Indexing strategy matters. Do not embed raw conversation turns. Extract structured facts first, then embed those. “The user said they want to fix the timeout” is noise. “Production database connection pool exhausted at pool_size=5” is a retrievable fact.
async def extract_and_store(conversation_turn: str, llm_client):
"""Extract memorable facts from a conversation turn."""
facts = await llm_client.generate(
"Extract specific, factual statements from this conversation turn. "
"Return as a JSON array of strings. Include specific values, paths, "
"configurations, and decisions. Exclude chitchat and filler.",
conversation_turn
)
for fact in json.loads(facts):
memory_id = hashlib.sha256(fact.encode()).hexdigest()[:16]
memory.store(memory_id, fact, category="extracted_fact")Retrieval at task start. When a new task begins, retrieve relevant memories before the agent starts reasoning. This front-loads context that the agent would otherwise need to rediscover.
Re-ranking after retrieval. Vector similarity is a rough filter. After retrieving the top 20 candidates, re-rank them using the LLM itself or a cross-encoder model to push the most relevant results to the top.
Memory Eviction Policies#
Memory stores grow without bound unless you evict old or irrelevant entries. Four eviction strategies, each suited to different memory types.
TTL (Time-to-Live). Memories expire after a fixed period. Good for episodic memories where recency is a strong proxy for relevance. A debugging session from six months ago is rarely useful.
LRU (Least Recently Used). Evict memories that have not been retrieved recently. If a memory is never accessed, it is not useful. Track access timestamps and prune the bottom percentile periodically.
LFU (Least Frequently Used). Evict memories with the lowest access count. Similar to LRU but favors memories that were historically useful even if not accessed recently. Better for project facts that are accessed in bursts.
Relevance decay. Combine recency and access frequency into a single score. Memories decay over time but each access refreshes their score. This mirrors how human memory works – frequently accessed recent memories are strongest.
import math
import time
def relevance_score(created_at: float, last_accessed: float, access_count: int,
decay_rate: float = 0.01) -> float:
"""Score combining recency, frequency, and time decay."""
age_days = (time.time() - created_at) / 86400
freshness = (time.time() - last_accessed) / 86400
recency_score = math.exp(-decay_rate * freshness)
frequency_score = math.log1p(access_count)
age_penalty = math.exp(-decay_rate * age_days * 0.1)
return recency_score * frequency_score * age_penaltyContext Window Optimization#
When injecting retrieved memories into the prompt, minimize token waste.
Deduplicate. If two memories convey the same fact in different words, include only the more specific one. “The database is PostgreSQL” and “We use PostgreSQL 15 on RDS” are redundant – keep the second.

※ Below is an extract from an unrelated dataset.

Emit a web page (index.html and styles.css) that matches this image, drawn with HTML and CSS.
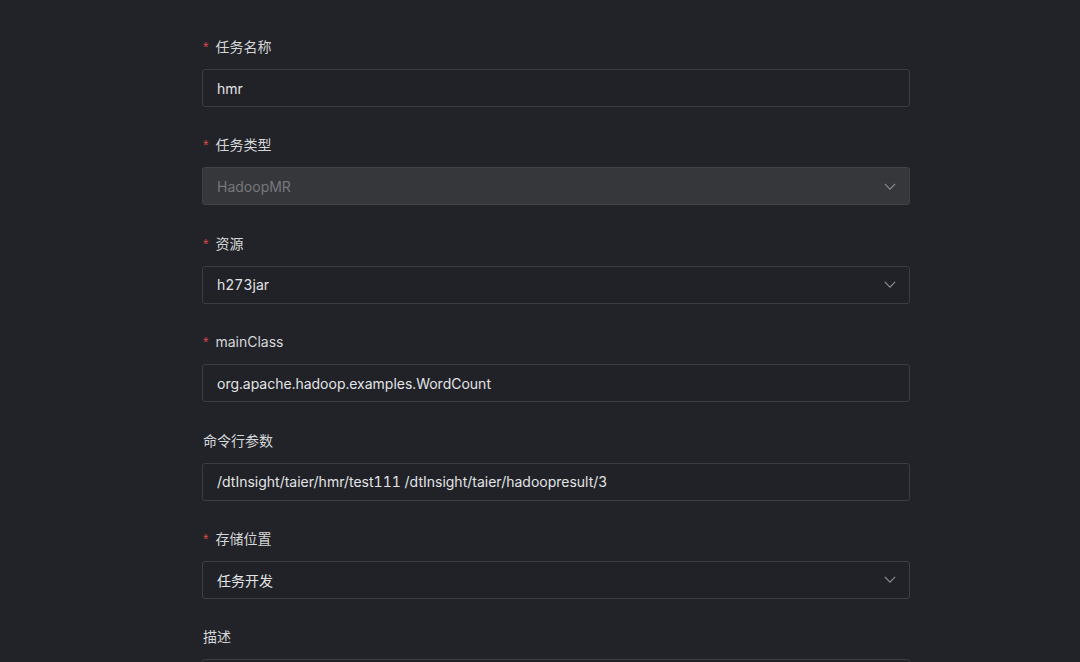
FILE: index.html
```html
<!DOCTYPE html>
<html lang="zh-CN">
<head>
<meta charset="utf-8">
<link rel="stylesheet" href="styles.css">
</head>
<body>
<form class="form">
  <div class="item">
    <label class="label required">任务名称</label>
    <div class="input">hmr</div>
  </div>
  <div class="item">
    <label class="label required">任务类型</label>
    <div class="input select disabled"><span>HadoopMR</span><svg class="arrow" viewBox="0 0 14 8"><path d="M1 1l6 6 6-6"/></svg></div>
  </div>
  <div class="item">
    <label class="label required">资源</label>
    <div class="input select"><span>h273jar</span><svg class="arrow" viewBox="0 0 14 8"><path d="M1 1l6 6 6-6"/></svg></div>
  </div>
  <div class="item">
    <label class="label required">mainClass</label>
    <div class="input">org.apache.hadoop.examples.WordCount</div>
  </div>
  <div class="item">
    <label class="label">命令行参数</label>
    <div class="input">/dtInsight/taier/hmr/test111 /dtInsight/taier/hadoopresult/3</div>
  </div>
  <div class="item">
    <label class="label required">存储位置</label>
    <div class="input select"><span>任务开发</span><svg class="arrow" viewBox="0 0 14 8"><path d="M1 1l6 6 6-6"/></svg></div>
  </div>
  <div class="item">
    <label class="label">描述</label>
    <div class="input textarea"></div>
  </div>
</form>
</body>
</html>
```
FILE: styles.css
```css
html, body {
  margin: 0;
  padding: 0;
  background: #212328;
  height: 100%;
  overflow: hidden;
}
body {
  font-family: "Inter", "Noto Sans CJK SC", sans-serif;
  font-size: 14px;
  color: #d8d9db;
  font-variant-numeric: tabular-nums;
}
.form {
  width: 708px;
  margin-left: 202px;
  padding-top: 36px;
  display: flex;
  flex-direction: column;
  gap: 27.4px;
}
.item {
  display: flex;
  flex-direction: column;
  gap: 11px;
}
.label {
  height: 22px;
  line-height: 22px;
  padding-left: 1px;
  color: #d6d7d9;
}
.label.required::before {
  content: "*";
  color: #d9484a;
  margin-right: 7px;
  font-family: "Liberation Sans", sans-serif;
}
.input {
  box-sizing: border-box;
  height: 38px;
  border: 1px solid #3b3d42;
  border-radius: 3px;
  background: #202227;
  padding: 0 14px;
  display: flex;
  align-items: center;
  color: #e3e4e6;
}
.select {
  justify-content: space-between;
}
.disabled {
  background: #35373b;
  border-color: #3f4145;
  color: #76787c;
}
.arrow {
  width: 12px;
  height: 7px;
  margin-right: -1px;
  fill: none;
  stroke: #8d8e92;
  stroke-width: 1.4;
}
.textarea {
  height: 80px;
}
```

Summarize clusters. If 10 retrieved memories all relate to the same topic, summarize them into a single paragraph instead of including all 10 verbatim.
Format for the model. Present memories in a structured format the model can scan quickly. Labeled sections outperform raw text dumps.
[Retrieved context for current task]
- Project uses PostgreSQL 15 on RDS with connection pooling via PgBouncer
- Last timeout incident (Feb 15): pool_size was 5, increased to 20
- Connection string format: postgresql+asyncpg://user:pass@host:5432/dbname
- SQLAlchemy pool_pre_ping=True prevents stale connections after maintenanceMeasure and iterate. Track whether retrieved memories actually influence the agent’s output. If the agent never references a category of retrieved memory, stop retrieving it. Every token of irrelevant context is a token of reasoning capacity wasted.